On Saturday, Trump said Boris Johnson would be an ‘excellent’ Conservative Party leader.

He told The Sunday Times that the UK should walk away if it does not get what it wants from EU negotiations.

‘If you don’t get the deal you want, if you don’t get a fair deal, then you walk away.’

On paying a £39bn ($50bn) divorce bill he said: ‘I wouldn’t pay $50bn. That is me. I would not pay – that is a tremendous number.’

He urged that Nigel Farage take part in the UK negotiating team with the EU.

Trump insisted: ‘One of the advantages of Brexit is the fact that now you can deal with the number one country by far.’

Breaking with diplomatic convention, Trump said the leader of the Brexit Party – an arch-critic of prime minister Theresa May – ‘has a lot to offer’ to negotiations with the EU, and should be included.

‘Think how well they would do if they did,’ he added.

On Jeremy Corbyn, he was asked if he would share US intelligence with a Corbyn government. The US president said: ‘I would have to know him, I would have to meet.’

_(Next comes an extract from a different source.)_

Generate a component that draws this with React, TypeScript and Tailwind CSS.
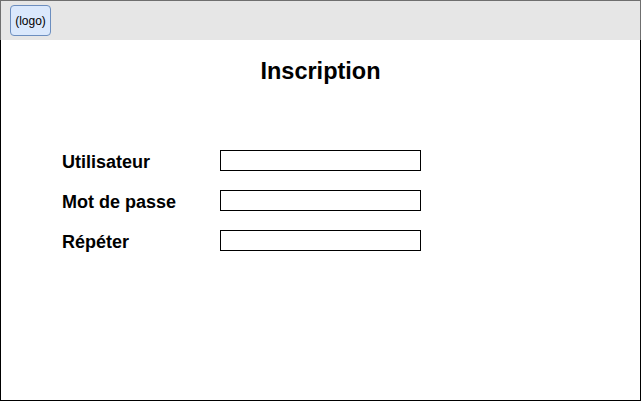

Jeremy Corbyn commented that Donald Trump’s support of Boris Johnson is an ‘entirely unacceptable interference’ in British politics.

The Labour leader said the next prime minister ‘should be chosen not by the US president’.

Corbyn said in a statement: ‘President Trump’s attempt to decide who will be Britain’s next prime minister is an entirely unacceptable interference in our country’s democracy.’

In an interview in the Oval Office ahead of his state visit to Britain this week, Trump warned Corbyn that he was ‘making a mistake’ by failing to make America a friend because of the close co-operation on military and intelligence affairs between his country and Britain.